Benjamin Graham, an American-British economist, professor, and investor. Born on May 9, 1894, in London, UK a died in 1976 in France at the age of 81 tears old.
In 1949 he published “The intelligent investor” one of his most successful works that made him inspire a lot of people worldwide with his philosophy of “value investing”. Graham was teacher and mentor for some of the most fulfilling investors like Warren Buffett, William Ruan, and Charles Brandes.
Meet Mr. Market:
The writer likens the market to a real person who visits you multiple times a day trying to convince you to sell or buy bonds/stocks. Mr. Market is too sensitive to news, he straightforwardly becomes too optimistic or too pessimistic which makes his offers untrustable and very often misleading.
According to Graham, investors should focus on the real-life performance of a company in order to not get misled by Mr. Market’s changing moods, because the underlying value of a business can differ from the price the market gives it, it frequently is over-priced or under-priced as the market easily reacts to the news.
A stock is not just a tricker combined with a price tag, it’s an ownership interest in a business. Graham advises you to invest only if you feel comfortable holding the stock in the future without seeing the fluctuating prices the market presents you with.
The margin of safety:
Risk is inevitable in the stock market, but we can, however, minimize it through methods like “the margin of safety”.
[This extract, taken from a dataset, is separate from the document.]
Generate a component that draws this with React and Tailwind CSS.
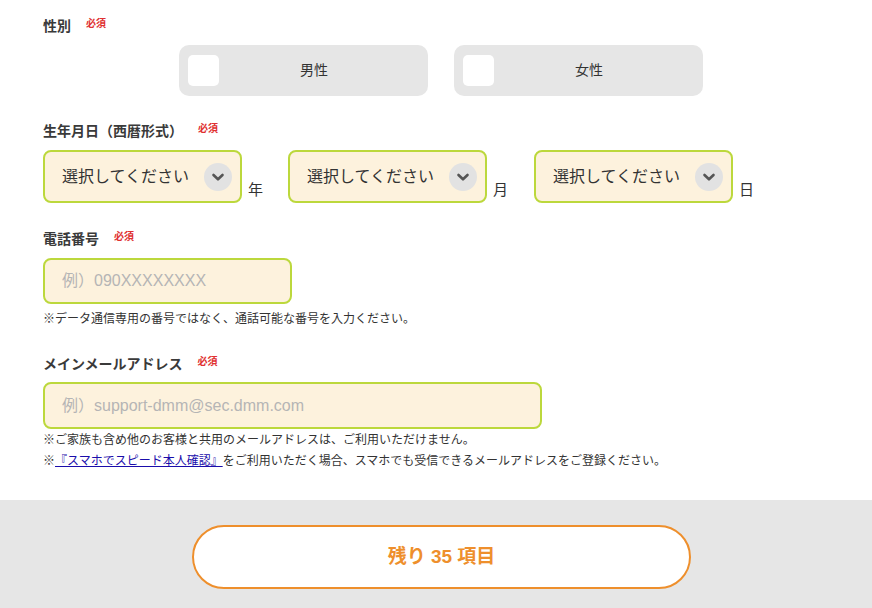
import { useState } from "react";

const FONT = { fontFamily: '"Liberation Sans", "Noto Sans CJK JP", sans-serif' };

function Required() {
  return (
    <span className="ml-[15px] -translate-y-[2px] text-[10px] font-bold leading-none text-[#e03131]">
      必須
    </span>
  );
}

function Label({ children }) {
  return (
    <div className="flex h-[20px] items-center text-[14px] font-bold leading-[20px] text-[#3a3a3a]">
      <span>{children}</span>
      <Required />
    </div>
  );
}

function Chevron() {
  return (
    <span className="flex h-[28px] w-[28px] items-center justify-center rounded-full bg-[#e2e2e2]">
      <svg width="16" height="16" viewBox="0 0 16 16" fill="none">
        <path
          d="M3.5 6 L8 10.3 L12.5 6"
          stroke="#555"
          strokeWidth="2.6"
          strokeLinecap="round"
          strokeLinejoin="round"
        />
      </svg>
    </span>
  );
}

function Select({ unit, unitWidth }) {
  return (
    <div className="flex items-end">
      <div className="flex h-[53px] w-[199px] items-center justify-between rounded-[8px] border-2 border-[#bcd83c] bg-[#fdf2dd] pl-[17px] pr-[8px]">
        <span className="text-[16px] text-[#333]">選択してください</span>
        <Chevron />
      </div>
      <span className={`mb-[3px] ml-[6px] text-[15px] leading-[20px] text-[#333] ${unitWidth}`}>{unit}</span>
    </div>
  );
}

function GenderOption({ label, active, onClick }) {
  return (
    <button
      type="button"
      onClick={onClick}
      className="flex h-[51px] w-[249px] items-center rounded-[10px] bg-[#e6e6e6] pl-[9px] pr-[19px]"
    >
      <span
        className={[
          "h-[31px] w-[31px] rounded-[5px]",
          active ? "bg-[#f0922b]" : "bg-white",
        ].join(" ")}
      />
      <span className="flex-1 text-center text-[14px] text-[#333]">{label}</span>
    </button>
  );
}

export default function App() {
  const [gender, setGender] = useState(null);

  return (
    <div style={FONT} className="min-h-[608px] w-full bg-[#e6e6e6]">
      {/* form */}
      <div className="bg-white pb-[28px] pl-[43px] pt-[16px]">
        <Label>性別</Label>
        <div className="ml-[136px] mt-[9px] flex gap-[26px]">
          <GenderOption label="男性" active={gender === "m"} onClick={() => setGender("m")} />
          <GenderOption label="女性" active={gender === "f"} onClick={() => setGender("f")} />
        </div>

        <div className="mt-[25px]">
          <Label>生年月日（西暦形式）</Label>
        </div>
        <div className="mt-[9px] flex">
          <Select unit="年" unitWidth="w-[40px]" />
          <Select unit="月" unitWidth="w-[41px]" />
          <Select unit="日" unitWidth="w-[40px]" />
        </div>

        <div className="mt-[26px]">
          <Label>電話番号</Label>
        </div>
        <div className="mt-[9px] flex h-[46px] w-[249px] items-center rounded-[8px] border-2 border-[#bcd83c] bg-[#fdf2dd] pl-[17px] text-[16px] text-[#b5b5b5]">
          例）090XXXXXXXX
        </div>
        <p className="mt-[6px] text-[12px] leading-[18px] text-[#333]">
          ※データ通信専用の番号ではなく、通話可能な番号を入力ください。
        </p>

        <div className="mt-[26px]">
          <Label>メインメールアドレス</Label>
        </div>
        <div className="mt-[8px] flex h-[47px] w-[499px] items-center rounded-[8px] border-2 border-[#bcd83c] bg-[#fdf2dd] pl-[17px] text-[16px] text-[#b5b5b5]">
          例）support-dmm@sec.dmm.com
        </div>
        <div className="mt-[1px] text-[12px] leading-[21px] text-[#333]">
          <p>※ご家族も含め他のお客様と共用のメールアドレスは、ご利用いただけません。</p>
          <p>
            ※
            <a href="#" className="text-[#1a0dab] underline">
              『スマホでスピード本人確認』
            </a>
            をご利用いただく場合、スマホでも受信できるメールアドレスをご登録ください。
          </p>
        </div>
      </div>

      {/* footer */}
      <div className="flex justify-center pt-[25px] pb-[20px]">
        <button
          type="button"
          className="ml-[11px] h-[64px] w-[499px] rounded-full border-2 border-[#ee8f2c] bg-white text-[19px] font-bold text-[#ee8f2c]"
        >
          残り 35 項目
        </button>
      </div>
    </div>
  );
}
The margin of safety is a core principle in Graham’s investing approach, according to which an investor should only purchase securities when their market price is significantly lower than their estimated intrinsic value.
The difference between the price and the intrinsic value is called “the margin of safety”.
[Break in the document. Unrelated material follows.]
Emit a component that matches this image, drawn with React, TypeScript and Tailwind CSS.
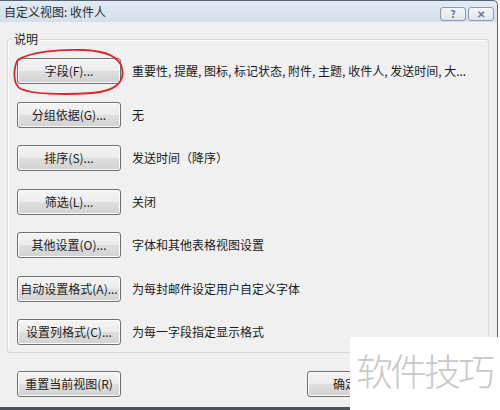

Investors use different qualitative and quantitative methods to estimate the intrinsic value and then use the market price as a comparison point.
Those methods used to estimate the value of a stock are what Graham calls “security analysis”. He actually devoted a whole book to this subject: Security Analysis by Benjamin Graham ( Classic version).
All of the above leads us to the value investing paradigm, one of the most famous investment approaches attributed to Benjamin Graham, also known as “the father of value investing”, this paradigm involves choosing stocks that appear to be trading for less than their intrinsic or book value, in other words, picking stocks that we believe are underestimated by the market. Believers in this model recommend investing in companies that show strong earning potential and growth aptitude in the long term.
Value investors ignore the market trends since these do not reflect the firm’s long-term fundamentals.
Defensive Investors vs Enterprising Investors:
Graham makes the distinction between defensive and enterprising (offensive) investors
- Defensive investor: this is a risk-averse investor whose primary goal is the preservation of principal. According to this investment approach, the investor should have an adequate diversification in issues (stocks and bonds) as well as a diversification across sectors and countries. A defensive investor is looking for protection in the first place and then comes a modest growth. This strategy involves regular portfolio rebalancing to restore an intended asset allocation
When choosing stocks, as a defensive investor, Graham recommends considering a few things about each company:
- How large is the enterprise? Choose larger and less volatile companies.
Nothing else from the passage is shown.